start Data block
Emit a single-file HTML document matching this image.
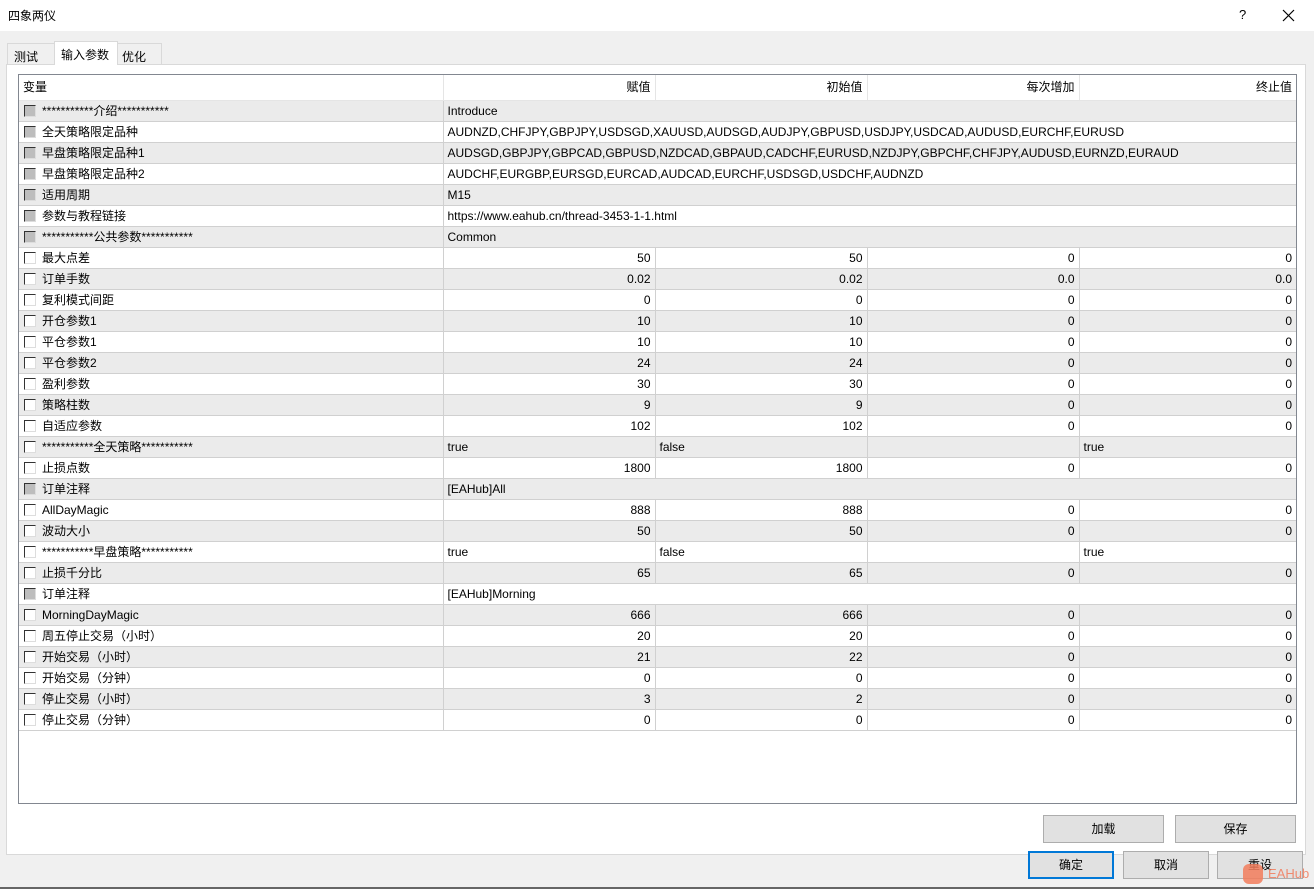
<!DOCTYPE html>
<html><head><meta charset="utf-8"><style>
*{box-sizing:border-box;margin:0;padding:0}
body{width:1314px;height:889px;background:#f0f0f0;font-family:"Liberation Sans","Noto Sans CJK SC",sans-serif;font-size:12px;color:#000;position:relative;overflow:hidden}
.title{position:absolute;left:0;top:0;width:1314px;height:31px;background:#fff}
.title .t{position:absolute;left:8px;top:7px;font-size:12px}
.title .q{position:absolute;left:1239px;top:7px;font-size:13px}
.tab{position:absolute;top:43px;height:22px;border:1px solid #d9d9d9;background:#f0f0f0;padding:4px 6px 0}
.panel{position:absolute;left:6px;top:64px;width:1300px;height:791px;background:#fff;border:1px solid #d9d9d9}
.box{position:absolute;left:18px;top:74px;width:1279px;height:730px;border:1px solid #828790;background:#fff}
table{position:absolute;left:0;top:0;border-collapse:collapse;table-layout:fixed;width:1277px}
td{height:21px;border:1px solid #d0d0d0;padding:1px 4px 0;white-space:nowrap;overflow:hidden;line-height:19px}
tr.h td{height:25px;border-top:none;border-color:#e5e5e5}
tr.g td{background:#ebebeb}
td.r{text-align:right}
td:first-child{border-left:none}
td:last-child{border-right:none}
.cb{display:inline-block;width:12px;height:12px;border:1px solid #333;border-right-color:#ddd;border-bottom-color:#ddd;background:#fff;vertical-align:-2px;margin-right:6px;margin-left:1px}
.cb.d{background:#bdbdbd}
.btn{position:absolute;height:28px;border:1px solid #adadad;background:#e1e1e1;text-align:center;line-height:26px}
</style></head><body>
<div class="title"><span class="t">四象两仪</span><span class="q">?</span>
<svg style="position:absolute;left:1282px;top:9px" width="13" height="13"><path d="M1 1L12 12M12 1L1 12" stroke="#000" stroke-width="1.2"/></svg></div>
<div class="tab" style="left:7px;width:48px">测试</div>
<div class="panel"></div>
<div class="tab" style="left:54px;top:41px;width:64px;height:24px;background:#fff;border-bottom:none;z-index:2">输入参数</div>
<div class="tab" style="left:117px;width:45px;padding-left:4px">优化</div>
<div class="box"><table>
<colgroup><col style="width:424px"><col style="width:212px"><col style="width:212px"><col style="width:212px"><col style="width:217px"></colgroup>
<tr class="h"><td>变量</td><td class="r">赋值</td><td class="r">初始值</td><td class="r">每次增加</td><td class="r">终止值</td></tr>
<tr class="g"><td><span class="cb d"></span>***********介绍***********</td><td colspan="4">Introduce</td></tr>
<tr><td><span class="cb d"></span>全天策略限定品种</td><td colspan="4">AUDNZD,CHFJPY,GBPJPY,USDSGD,XAUUSD,AUDSGD,AUDJPY,GBPUSD,USDJPY,USDCAD,AUDUSD,EURCHF,EURUSD</td></tr>
<tr class="g"><td><span class="cb d"></span>早盘策略限定品种1</td><td colspan="4">AUDSGD,GBPJPY,GBPCAD,GBPUSD,NZDCAD,GBPAUD,CADCHF,EURUSD,NZDJPY,GBPCHF,CHFJPY,AUDUSD,EURNZD,EURAUD</td></tr>
<tr><td><span class="cb d"></span>早盘策略限定品种2</td><td colspan="4">AUDCHF,EURGBP,EURSGD,EURCAD,AUDCAD,EURCHF,USDSGD,USDCHF,AUDNZD</td></tr>
<tr class="g"><td><span class="cb d"></span>适用周期</td><td colspan="4">M15</td></tr>
<tr><td><span class="cb d"></span>参数与教程链接</td><td colspan="4">https://www.eahub.cn/thread-3453-1-1.html</td></tr>
<tr class="g"><td><span class="cb d"></span>***********公共参数***********</td><td colspan="4">Common</td></tr>
<tr><td><span class="cb"></span>最大点差</td><td class="r">50</td><td class="r">50</td><td class="r">0</td><td class="r">0</td></tr>
<tr class="g"><td><span class="cb"></span>订单手数</td><td class="r">0.02</td><td class="r">0.02</td><td class="r">0.0</td><td class="r">0.0</td></tr>
<tr><td><span class="cb"></span>复利模式间距</td><td class="r">0</td><td class="r">0</td><td class="r">0</td><td class="r">0</td></tr>
<tr class="g"><td><span class="cb"></span>开仓参数1</td><td class="r">10</td><td class="r">10</td><td class="r">0</td><td class="r">0</td></tr>
<tr><td><span class="cb"></span>平仓参数1</td><td class="r">10</td><td class="r">10</td><td class="r">0</td><td class="r">0</td></tr>
<tr class="g"><td><span class="cb"></span>平仓参数2</td><td class="r">24</td><td class="r">24</td><td class="r">0</td><td class="r">0</td></tr>
<tr><td><span class="cb"></span>盈利参数</td><td class="r">30</td><td class="r">30</td><td class="r">0</td><td class="r">0</td></tr>
<tr class="g"><td><span class="cb"></span>策略柱数</td><td class="r">9</td><td class="r">9</td><td class="r">0</td><td class="r">0</td></tr>
<tr><td><span class="cb"></span>自适应参数</td><td class="r">102</td><td class="r">102</td><td class="r">0</td><td class="r">0</td></tr>
<tr class="g"><td><span class="cb"></span>***********全天策略***********</td><td>true</td><td>false</td><td></td><td>true</td></tr>
<tr><td><span class="cb"></span>止损点数</td><td class="r">1800</td><td class="r">1800</td><td class="r">0</td><td class="r">0</td></tr>
<tr class="g"><td><span class="cb d"></span>订单注释</td><td colspan="4">[EAHub]All</td></tr>
<tr><td><span class="cb"></span>AllDayMagic</td><td class="r">888</td><td class="r">888</td><td class="r">0</td><td class="r">0</td></tr>
<tr class="g"><td><span class="cb"></span>波动大小</td><td class="r">50</td><td class="r">50</td><td class="r">0</td><td class="r">0</td></tr>
<tr><td><span class="cb"></span>***********早盘策略***********</td><td>true</td><td>false</td><td></td><td>true</td></tr>
<tr class="g"><td><span class="cb"></span>止损千分比</td><td class="r">65</td><td class="r">65</td><td class="r">0</td><td class="r">0</td></tr>
<tr><td><span class="cb d"></span>订单注释</td><td colspan="4">[EAHub]Morning</td></tr>
<tr class="g"><td><span class="cb"></span>MorningDayMagic</td><td class="r">666</td><td class="r">666</td><td class="r">0</td><td class="r">0</td></tr>
<tr><td><span class="cb"></span>周五停止交易（小时）</td><td class="r">20</td><td class="r">20</td><td class="r">0</td><td class="r">0</td></tr>
<tr class="g"><td><span class="cb"></span>开始交易（小时）</td><td class="r">21</td><td class="r">22</td><td class="r">0</td><td class="r">0</td></tr>
<tr><td><span class="cb"></span>开始交易（分钟）</td><td class="r">0</td><td class="r">0</td><td class="r">0</td><td class="r">0</td></tr>
<tr class="g"><td><span class="cb"></span>停止交易（小时）</td><td class="r">3</td><td class="r">2</td><td class="r">0</td><td class="r">0</td></tr>
<tr><td><span class="cb"></span>停止交易（分钟）</td><td class="r">0</td><td class="r">0</td><td class="r">0</td><td class="r">0</td></tr>
</table></div>
<div class="btn" style="left:1043px;top:815px;width:121px">加载</div>
<div class="btn" style="left:1175px;top:815px;width:121px">保存</div>
<div class="btn" style="left:1028px;top:851px;width:86px;border:2px solid #0078d7;line-height:24px">确定</div>
<div class="btn" style="left:1123px;top:851px;width:86px">取消</div>
<div class="btn" style="left:1217px;top:851px;width:86px">重设</div>
<div style="position:absolute;left:1243px;top:864px;width:20px;height:20px;border-radius:6px;background:#f27c5c;opacity:.85"></div>
<div style="position:absolute;left:1268px;top:866px;color:#f27c5c;font-size:13px;opacity:.85">EAHub</div>
<div style="position:absolute;left:0;top:887px;width:1314px;height:2px;background:#666"></div>
</body></html>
end Data block
Without including any pictures, print all of the material exactly as given.

Emit a single-file HTML document matching this image.
<!DOCTYPE html>
<html><head><meta charset="utf-8"><style>
*{box-sizing:border-box;margin:0;padding:0}
body{width:1314px;height:889px;background:#f0f0f0;font-family:"Liberation Sans","Noto Sans CJK SC",sans-serif;font-size:12px;color:#000;position:relative;overflow:hidden}
.title{position:absolute;left:0;top:0;width:1314px;height:31px;background:#fff}
.title .t{position:absolute;left:8px;top:7px;font-size:12px}
.title .q{position:absolute;left:1239px;top:7px;font-size:13px}
.tab{position:absolute;top:43px;height:22px;border:1px solid #d9d9d9;background:#f0f0f0;padding:4px 6px 0}
.panel{position:absolute;left:6px;top:64px;width:1300px;height:791px;background:#fff;border:1px solid #d9d9d9}
.box{position:absolute;left:18px;top:74px;width:1279px;height:730px;border:1px solid #828790;background:#fff}
table{position:absolute;left:0;top:0;border-collapse:collapse;table-layout:fixed;width:1277px}
td{height:21px;border:1px solid #d0d0d0;padding:1px 4px 0;white-space:nowrap;overflow:hidden;line-height:19px}
tr.h td{height:25px;border-top:none;border-color:#e5e5e5}
tr.g td{background:#ebebeb}
td.r{text-align:right}
td:first-child{border-left:none}
td:last-child{border-right:none}
.cb{display:inline-block;width:12px;height:12px;border:1px solid #333;border-right-color:#ddd;border-bottom-color:#ddd;background:#fff;vertical-align:-2px;margin-right:6px;margin-left:1px}
.cb.d{background:#bdbdbd}
.btn{position:absolute;height:28px;border:1px solid #adadad;background:#e1e1e1;text-align:center;line-height:26px}
</style></head><body>
<div class="title"><span class="t">四象两仪</span><span class="q">?</span>
<svg style="position:absolute;left:1282px;top:9px" width="13" height="13"><path d="M1 1L12 12M12 1L1 12" stroke="#000" stroke-width="1.2"/></svg></div>
<div class="tab" style="left:7px;width:48px">测试</div>
<div class="panel"></div>
<div class="tab" style="left:54px;top:41px;width:64px;height:24px;background:#fff;border-bottom:none;z-index:2">输入参数</div>
<div class="tab" style="left:117px;width:45px;padding-left:4px">优化</div>
<div class="box"><table>
<colgroup><col style="width:424px"><col style="width:212px"><col style="width:212px"><col style="width:212px"><col style="width:217px"></colgroup>
<tr class="h"><td>变量</td><td class="r">赋值</td><td class="r">初始值</td><td class="r">每次增加</td><td class="r">终止值</td></tr>
<tr class="g"><td><span class="cb d"></span>***********介绍***********</td><td colspan="4">Introduce</td></tr>
<tr><td><span class="cb d"></span>全天策略限定品种</td><td colspan="4">AUDNZD,CHFJPY,GBPJPY,USDSGD,XAUUSD,AUDSGD,AUDJPY,GBPUSD,USDJPY,USDCAD,AUDUSD,EURCHF,EURUSD</td></tr>
<tr class="g"><td><span class="cb d"></span>早盘策略限定品种1</td><td colspan="4">AUDSGD,GBPJPY,GBPCAD,GBPUSD,NZDCAD,GBPAUD,CADCHF,EURUSD,NZDJPY,GBPCHF,CHFJPY,AUDUSD,EURNZD,EURAUD</td></tr>
<tr><td><span class="cb d"></span>早盘策略限定品种2</td><td colspan="4">AUDCHF,EURGBP,EURSGD,EURCAD,AUDCAD,EURCHF,USDSGD,USDCHF,AUDNZD</td></tr>
<tr class="g"><td><span class="cb d"></span>适用周期</td><td colspan="4">M15</td></tr>
<tr><td><span class="cb d"></span>参数与教程链接</td><td colspan="4">https://www.eahub.cn/thread-3453-1-1.html</td></tr>
<tr class="g"><td><span class="cb d"></span>***********公共参数***********</td><td colspan="4">Common</td></tr>
<tr><td><span class="cb"></span>最大点差</td><td class="r">50</td><td class="r">50</td><td class="r">0</td><td class="r">0</td></tr>
<tr class="g"><td><span class="cb"></span>订单手数</td><td class="r">0.02</td><td class="r">0.02</td><td class="r">0.0</td><td class="r">0.0</td></tr>
<tr><td><span class="cb"></span>复利模式间距</td><td class="r">0</td><td class="r">0</td><td class="r">0</td><td class="r">0</td></tr>
<tr class="g"><td><span class="cb"></span>开仓参数1</td><td class="r">10</td><td class="r">10</td><td class="r">0</td><td class="r">0</td></tr>
<tr><td><span class="cb"></span>平仓参数1</td><td class="r">10</td><td class="r">10</td><td class="r">0</td><td class="r">0</td></tr>
<tr class="g"><td><span class="cb"></span>平仓参数2</td><td class="r">24</td><td class="r">24</td><td class="r">0</td><td class="r">0</td></tr>
<tr><td><span class="cb"></span>盈利参数</td><td class="r">30</td><td class="r">30</td><td class="r">0</td><td class="r">0</td></tr>
<tr class="g"><td><span class="cb"></span>策略柱数</td><td class="r">9</td><td class="r">9</td><td class="r">0</td><td class="r">0</td></tr>
<tr><td><span class="cb"></span>自适应参数</td><td class="r">102</td><td class="r">102</td><td class="r">0</td><td class="r">0</td></tr>
<tr class="g"><td><span class="cb"></span>***********全天策略***********</td><td>true</td><td>false</td><td></td><td>true</td></tr>
<tr><td><span class="cb"></span>止损点数</td><td class="r">1800</td><td class="r">1800</td><td class="r">0</td><td class="r">0</td></tr>
<tr class="g"><td><span class="cb d"></span>订单注释</td><td colspan="4">[EAHub]All</td></tr>
<tr><td><span class="cb"></span>AllDayMagic</td><td class="r">888</td><td class="r">888</td><td class="r">0</td><td class="r">0</td></tr>
<tr class="g"><td><span class="cb"></span>波动大小</td><td class="r">50</td><td class="r">50</td><td class="r">0</td><td class="r">0</td></tr>
<tr><td><span class="cb"></span>***********早盘策略***********</td><td>true</td><td>false</td><td></td><td>true</td></tr>
<tr class="g"><td><span class="cb"></span>止损千分比</td><td class="r">65</td><td class="r">65</td><td class="r">0</td><td class="r">0</td></tr>
<tr><td><span class="cb d"></span>订单注释</td><td colspan="4">[EAHub]Morning</td></tr>
<tr class="g"><td><span class="cb"></span>MorningDayMagic</td><td class="r">666</td><td class="r">666</td><td class="r">0</td><td class="r">0</td></tr>
<tr><td><span class="cb"></span>周五停止交易（小时）</td><td class="r">20</td><td class="r">20</td><td class="r">0</td><td class="r">0</td></tr>
<tr class="g"><td><span class="cb"></span>开始交易（小时）</td><td class="r">21</td><td class="r">22</td><td class="r">0</td><td class="r">0</td></tr>
<tr><td><span class="cb"></span>开始交易（分钟）</td><td class="r">0</td><td class="r">0</td><td class="r">0</td><td class="r">0</td></tr>
<tr class="g"><td><span class="cb"></span>停止交易（小时）</td><td class="r">3</td><td class="r">2</td><td class="r">0</td><td class="r">0</td></tr>
<tr><td><span class="cb"></span>停止交易（分钟）</td><td class="r">0</td><td class="r">0</td><td class="r">0</td><td class="r">0</td></tr>
</table></div>
<div class="btn" style="left:1043px;top:815px;width:121px">加载</div>
<div class="btn" style="left:1175px;top:815px;width:121px">保存</div>
<div class="btn" style="left:1028px;top:851px;width:86px;border:2px solid #0078d7;line-height:24px">确定</div>
<div class="btn" style="left:1123px;top:851px;width:86px">取消</div>
<div class="btn" style="left:1217px;top:851px;width:86px">重设</div>
<div style="position:absolute;left:1243px;top:864px;width:20px;height:20px;border-radius:6px;background:#f27c5c;opacity:.85"></div>
<div style="position:absolute;left:1268px;top:866px;color:#f27c5c;font-size:13px;opacity:.85">EAHub</div>
<div style="position:absolute;left:0;top:887px;width:1314px;height:2px;background:#666"></div>
</body></html>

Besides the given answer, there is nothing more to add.